# start of DATA SHOWN

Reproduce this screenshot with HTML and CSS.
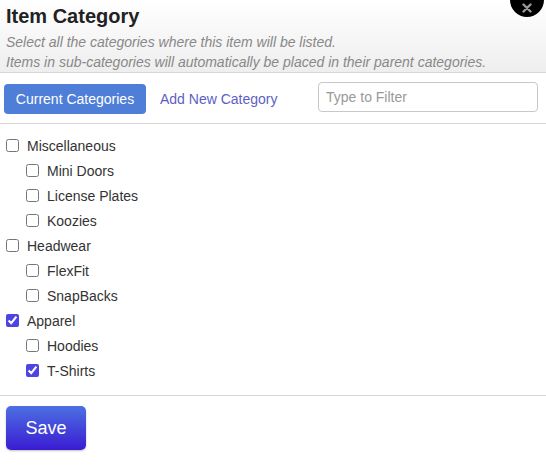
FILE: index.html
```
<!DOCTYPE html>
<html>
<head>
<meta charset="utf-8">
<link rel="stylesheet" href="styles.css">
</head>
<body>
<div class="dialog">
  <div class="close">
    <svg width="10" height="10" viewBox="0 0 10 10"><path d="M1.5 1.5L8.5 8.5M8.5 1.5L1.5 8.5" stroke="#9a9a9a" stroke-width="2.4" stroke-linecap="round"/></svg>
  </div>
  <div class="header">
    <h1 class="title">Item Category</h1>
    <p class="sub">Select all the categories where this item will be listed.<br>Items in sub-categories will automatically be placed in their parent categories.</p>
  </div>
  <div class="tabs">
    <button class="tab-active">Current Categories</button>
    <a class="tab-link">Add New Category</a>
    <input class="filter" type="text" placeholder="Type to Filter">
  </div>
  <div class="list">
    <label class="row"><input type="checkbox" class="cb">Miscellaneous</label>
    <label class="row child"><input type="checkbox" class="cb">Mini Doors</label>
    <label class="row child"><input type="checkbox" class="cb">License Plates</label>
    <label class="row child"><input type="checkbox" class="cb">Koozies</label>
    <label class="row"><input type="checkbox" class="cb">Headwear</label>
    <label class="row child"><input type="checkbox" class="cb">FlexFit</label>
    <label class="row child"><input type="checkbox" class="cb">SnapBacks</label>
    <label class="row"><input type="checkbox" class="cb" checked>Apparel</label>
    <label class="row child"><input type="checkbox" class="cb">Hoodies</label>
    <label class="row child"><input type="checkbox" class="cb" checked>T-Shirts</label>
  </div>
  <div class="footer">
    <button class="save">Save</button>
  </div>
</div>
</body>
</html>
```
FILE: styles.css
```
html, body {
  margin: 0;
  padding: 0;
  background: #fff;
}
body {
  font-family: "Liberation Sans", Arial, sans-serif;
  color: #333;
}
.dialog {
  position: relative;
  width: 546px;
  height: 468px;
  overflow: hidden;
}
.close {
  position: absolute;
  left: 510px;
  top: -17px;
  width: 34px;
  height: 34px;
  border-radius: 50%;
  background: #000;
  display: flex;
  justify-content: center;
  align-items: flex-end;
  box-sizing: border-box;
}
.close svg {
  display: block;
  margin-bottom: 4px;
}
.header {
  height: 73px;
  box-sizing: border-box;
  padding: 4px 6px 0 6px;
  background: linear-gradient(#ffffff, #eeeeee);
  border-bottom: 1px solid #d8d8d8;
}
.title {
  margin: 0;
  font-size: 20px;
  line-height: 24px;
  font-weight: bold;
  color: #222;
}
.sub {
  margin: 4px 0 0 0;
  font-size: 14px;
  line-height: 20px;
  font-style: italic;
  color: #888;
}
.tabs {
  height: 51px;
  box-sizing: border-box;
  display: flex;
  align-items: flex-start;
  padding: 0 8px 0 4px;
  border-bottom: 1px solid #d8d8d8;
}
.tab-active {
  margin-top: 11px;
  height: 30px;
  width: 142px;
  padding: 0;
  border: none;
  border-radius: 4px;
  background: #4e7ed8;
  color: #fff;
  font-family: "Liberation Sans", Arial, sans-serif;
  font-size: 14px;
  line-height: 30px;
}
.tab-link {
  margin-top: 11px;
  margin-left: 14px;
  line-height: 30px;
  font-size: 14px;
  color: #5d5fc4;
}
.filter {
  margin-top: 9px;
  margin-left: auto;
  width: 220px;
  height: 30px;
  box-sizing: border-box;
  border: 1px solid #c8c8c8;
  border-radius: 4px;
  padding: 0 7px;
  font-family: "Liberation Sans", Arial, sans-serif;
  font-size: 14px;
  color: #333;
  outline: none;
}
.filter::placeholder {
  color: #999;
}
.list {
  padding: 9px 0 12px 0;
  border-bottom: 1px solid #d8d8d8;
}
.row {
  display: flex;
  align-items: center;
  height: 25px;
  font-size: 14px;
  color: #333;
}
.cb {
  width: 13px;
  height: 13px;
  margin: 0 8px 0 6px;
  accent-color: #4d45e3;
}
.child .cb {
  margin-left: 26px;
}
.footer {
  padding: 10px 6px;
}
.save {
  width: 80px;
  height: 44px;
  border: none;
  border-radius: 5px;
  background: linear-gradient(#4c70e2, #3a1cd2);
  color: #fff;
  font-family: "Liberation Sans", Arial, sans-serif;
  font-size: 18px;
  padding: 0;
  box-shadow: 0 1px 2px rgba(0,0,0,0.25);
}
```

# end of DATA SHOWN

All of the material above is to be copied exactly, except for its images.

Reproduce this screenshot with HTML and CSS.
FILE: index.html
```
<!DOCTYPE html>
<html>
<head>
<meta charset="utf-8">
<link rel="stylesheet" href="styles.css">
</head>
<body>
<div class="dialog">
  <div class="close">
    <svg width="10" height="10" viewBox="0 0 10 10"><path d="M1.5 1.5L8.5 8.5M8.5 1.5L1.5 8.5" stroke="#9a9a9a" stroke-width="2.4" stroke-linecap="round"/></svg>
  </div>
  <div class="header">
    <h1 class="title">Item Category</h1>
    <p class="sub">Select all the categories where this item will be listed.<br>Items in sub-categories will automatically be placed in their parent categories.</p>
  </div>
  <div class="tabs">
    <button class="tab-active">Current Categories</button>
    <a class="tab-link">Add New Category</a>
    <input class="filter" type="text" placeholder="Type to Filter">
  </div>
  <div class="list">
    <label class="row"><input type="checkbox" class="cb">Miscellaneous</label>
    <label class="row child"><input type="checkbox" class="cb">Mini Doors</label>
    <label class="row child"><input type="checkbox" class="cb">License Plates</label>
    <label class="row child"><input type="checkbox" class="cb">Koozies</label>
    <label class="row"><input type="checkbox" class="cb">Headwear</label>
    <label class="row child"><input type="checkbox" class="cb">FlexFit</label>
    <label class="row child"><input type="checkbox" class="cb">SnapBacks</label>
    <label class="row"><input type="checkbox" class="cb" checked>Apparel</label>
    <label class="row child"><input type="checkbox" class="cb">Hoodies</label>
    <label class="row child"><input type="checkbox" class="cb" checked>T-Shirts</label>
  </div>
  <div class="footer">
    <button class="save">Save</button>
  </div>
</div>
</body>
</html>
```
FILE: styles.css
```
html, body {
  margin: 0;
  padding: 0;
  background: #fff;
}
body {
  font-family: "Liberation Sans", Arial, sans-serif;
  color: #333;
}
.dialog {
  position: relative;
  width: 546px;
  height: 468px;
  overflow: hidden;
}
.close {
  position: absolute;
  left: 510px;
  top: -17px;
  width: 34px;
  height: 34px;
  border-radius: 50%;
  background: #000;
  display: flex;
  justify-content: center;
  align-items: flex-end;
  box-sizing: border-box;
}
.close svg {
  display: block;
  margin-bottom: 4px;
}
.header {
  height: 73px;
  box-sizing: border-box;
  padding: 4px 6px 0 6px;
  background: linear-gradient(#ffffff, #eeeeee);
  border-bottom: 1px solid #d8d8d8;
}
.title {
  margin: 0;
  font-size: 20px;
  line-height: 24px;
  font-weight: bold;
  color: #222;
}
.sub {
  margin: 4px 0 0 0;
  font-size: 14px;
  line-height: 20px;
  font-style: italic;
  color: #888;
}
.tabs {
  height: 51px;
  box-sizing: border-box;
  display: flex;
  align-items: flex-start;
  padding: 0 8px 0 4px;
  border-bottom: 1px solid #d8d8d8;
}
.tab-active {
  margin-top: 11px;
  height: 30px;
  width: 142px;
  padding: 0;
  border: none;
  border-radius: 4px;
  background: #4e7ed8;
  color: #fff;
  font-family: "Liberation Sans", Arial, sans-serif;
  font-size: 14px;
  line-height: 30px;
}
.tab-link {
  margin-top: 11px;
  margin-left: 14px;
  line-height: 30px;
  font-size: 14px;
  color: #5d5fc4;
}
.filter {
  margin-top: 9px;
  margin-left: auto;
  width: 220px;
  height: 30px;
  box-sizing: border-box;
  border: 1px solid #c8c8c8;
  border-radius: 4px;
  padding: 0 7px;
  font-family: "Liberation Sans", Arial, sans-serif;
  font-size: 14px;
  color: #333;
  outline: none;
}
.filter::placeholder {
  color: #999;
}
.list {
  padding: 9px 0 12px 0;
  border-bottom: 1px solid #d8d8d8;
}
.row {
  display: flex;
  align-items: center;
  height: 25px;
  font-size: 14px;
  color: #333;
}
.cb {
  width: 13px;
  height: 13px;
  margin: 0 8px 0 6px;
  accent-color: #4d45e3;
}
.child .cb {
  margin-left: 26px;
}
.footer {
  padding: 10px 6px;
}
.save {
  width: 80px;
  height: 44px;
  border: none;
  border-radius: 5px;
  background: linear-gradient(#4c70e2, #3a1cd2);
  color: #fff;
  font-family: "Liberation Sans", Arial, sans-serif;
  font-size: 18px;
  padding: 0;
  box-shadow: 0 1px 2px rgba(0,0,0,0.25);
}
```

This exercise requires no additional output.